Politicians and Regulators – Our paper helps inform policy debate around PFOF and suggests that claims to ban the practice due to investor harm may not be appropriate. Our paper additionally suggests changes to reporting standards for execution quality. Specifically, our paper exposes shortcomings in how market makers and brokers disclose execution quality. We find that NBBO-based measures overestimate economic benefits. Policy makers could easily alter disclosure to better capture the underlying economics. One improvement would be to require execution-based benchmarks rather than using the NBBO as the basis for computing price improvement. Another improvement could change the NBBO definition to include odd-lot quotes that often lie between the best bid and offer. The Securities and Exchange Commission’s adoption of the Market Data Infrastructure Rule in 2020 makes progress as it contains elements along both dimensions. More recently, the Commission amended Rule 605 in 2024 to modernize the included metrics and require that large broker-dealers report execution quality statistics just as market centers currently do. (It must be noted that a prior version of our paper was also cited in the SEC’s Final Rule in 2024.)[1]

What are the top three takeaways from your findings?

  1. The adoption of zero-commission trading has led to a substantial reduction in total trading costs for retail investors, primarily due to the elimination of commissions outweighing any minor increases in execution costs.
  2. The study finds little evidence to support the idea that brokers are recouping lost commission revenue through increased payment for order flow or significantly higher execution costs. Despite regulatory concerns, the findings indicate that the competitive environment among brokers has effectively passed on the benefits of zero commissions to retail investors, challenging the notion that such trading practices harm investors.

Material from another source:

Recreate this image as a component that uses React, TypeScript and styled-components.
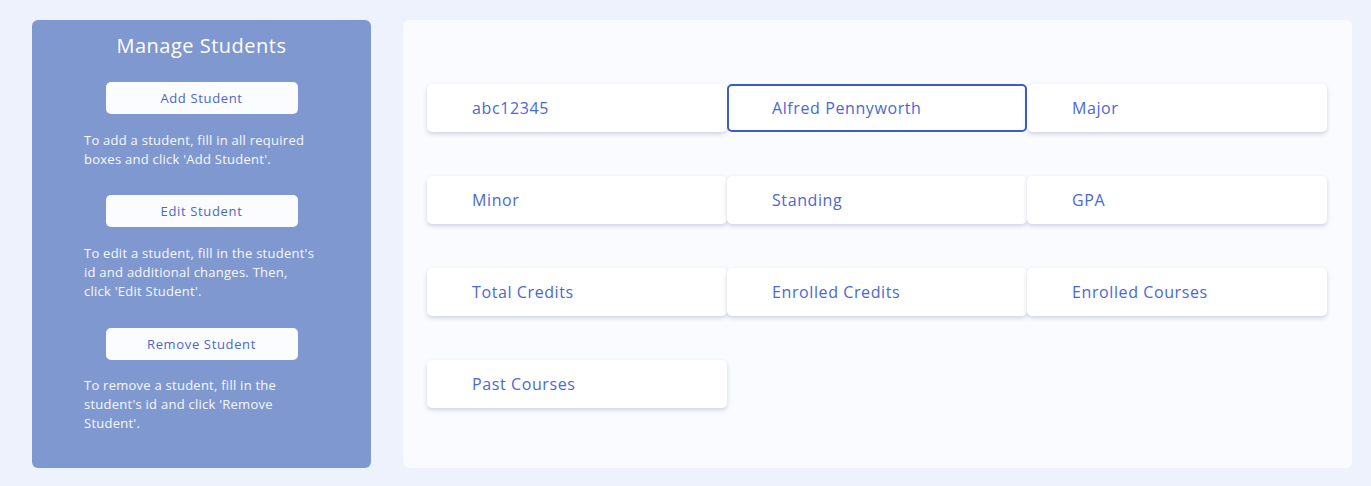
import React, { useEffect, useRef } from "react";
import styled, { createGlobalStyle, css } from "styled-components";

const Global = createGlobalStyle`
  html, body { margin: 0; padding: 0; }
  body {
    background: #edf2fd;
    font-family: "Open Sans", "Noto Sans", sans-serif;
  }
  * { box-sizing: border-box; }
`;

const Page = styled.div`
  display: flex;
  gap: 32px;
  padding: 20px 19px 18px 32px;
  height: 486px;
`;

const Sidebar = styled.aside`
  width: 339px;
  flex: none;
  background: #7f98cf;
  border-radius: 6px;
  display: flex;
  flex-direction: column;
  align-items: center;
  padding: 14px 0 0;
  color: #f6f8fe;
`;

const Title = styled.h2`
  margin: 0 0 24px;
  font-size: 20px;
  font-weight: 400;
  line-height: 24px;
  letter-spacing: 0.5px;
  color: #ffffff;
`;

const ActionButton = styled.button`
  width: 192px;
  height: 32px;
  flex: none;
  border: none;
  border-radius: 5px;
  background: #fbfcff;
  color: #4a66cf;
  font-family: inherit;
  font-size: 13px;
  letter-spacing: 0.65px;
  cursor: pointer;
`;

const Hint = styled.p<{ $top: number; $gap: number }>`
  width: 232px;
  margin: ${(p) => p.$top}px 0 ${(p) => p.$gap}px 52px;
  font-size: 13px;
  line-height: 19px;
  letter-spacing: 0.25px;
  color: #f6f8fe;
  align-self: flex-start;
`;

const Main = styled.main`
  flex: 1;
  background: #f9fbff;
  border-radius: 6px;
  padding: 64px 24px 0;
`;

const Grid = styled.div`
  display: grid;
  grid-template-columns: repeat(3, 300px);
  row-gap: 44px;
`;

const Field = styled.input<{ $active?: boolean }>`
  height: 48px;
  width: 300px;
  border: 2px solid transparent;
  border-radius: 5px;
  background: #ffffff;
  box-shadow: 0 2px 4px rgba(60, 70, 110, 0.22);
  padding: 0 0 0 43px;
  font-family: inherit;
  font-size: 16px;
  letter-spacing: 0.6px;
  color: #4a68d4;
  outline: none;
  caret-color: #000;
  &::placeholder { color: #4a68d4; opacity: 1; }
  ${(p) =>
    p.$active &&
    css`
      border-color: #3a5ec8;
      box-shadow: none;
    `}
`;

const fields: { value?: string; placeholder?: string; active?: boolean }[] = [
  { value: "abc12345" },
  { value: "Alfred Pennyworth", active: true },
  { placeholder: "Major" },
  { placeholder: "Minor" },
  { placeholder: "Standing" },
  { placeholder: "GPA" },
  { placeholder: "Total Credits" },
  { placeholder: "Enrolled Credits" },
  { placeholder: "Enrolled Courses" },
  { placeholder: "Past Courses" },
];

export default function App() {
  const ref = useRef<HTMLInputElement>(null);
  useEffect(() => {
    const el = ref.current;
    if (el) {
      el.focus();
      const n = el.value.length;
      el.setSelectionRange(n, n);
    }
  }, []);
  return (
    <>
      <Global />
      <Page>
        <Sidebar>
          <Title>Manage Students</Title>
          <ActionButton>Add Student</ActionButton>
          <Hint $top={17} $gap={26}>
            To add a student, fill in all required boxes and click 'Add Student'.
          </Hint>
          <ActionButton>Edit Student</ActionButton>
          <Hint $top={17} $gap={27}>
            To edit a student, fill in the student's id and additional changes. Then, click 'Edit Student'.
          </Hint>
          <ActionButton>Remove Student</ActionButton>
          <Hint $top={16} $gap={0}>
            To remove a student, fill in the student's id and click 'Remove Student'.
          </Hint>
        </Sidebar>
        <Main>
          <Grid>
            {fields.map((f, i) => (
              <Field
                key={i}
                ref={f.active ? ref : undefined}
                $active={f.active}
                defaultValue={f.value}
                placeholder={f.placeholder}
              />
            ))}
          </Grid>
        </Main>
      </Page>
    </>
  );
}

  3. The execution quality reporting requirements required by the SEC had some shortcomings. It often overstated the economic benefits of price improvement and left out execution statistics for trades under 100 shares. Recent changes in SEC reporting requirements have been made to address some of these shortcomings. ***Note: we most likely did not directly cause the SEC to make these changes, but believe that we further rose awareness to issues that were already areas of concern and investigation.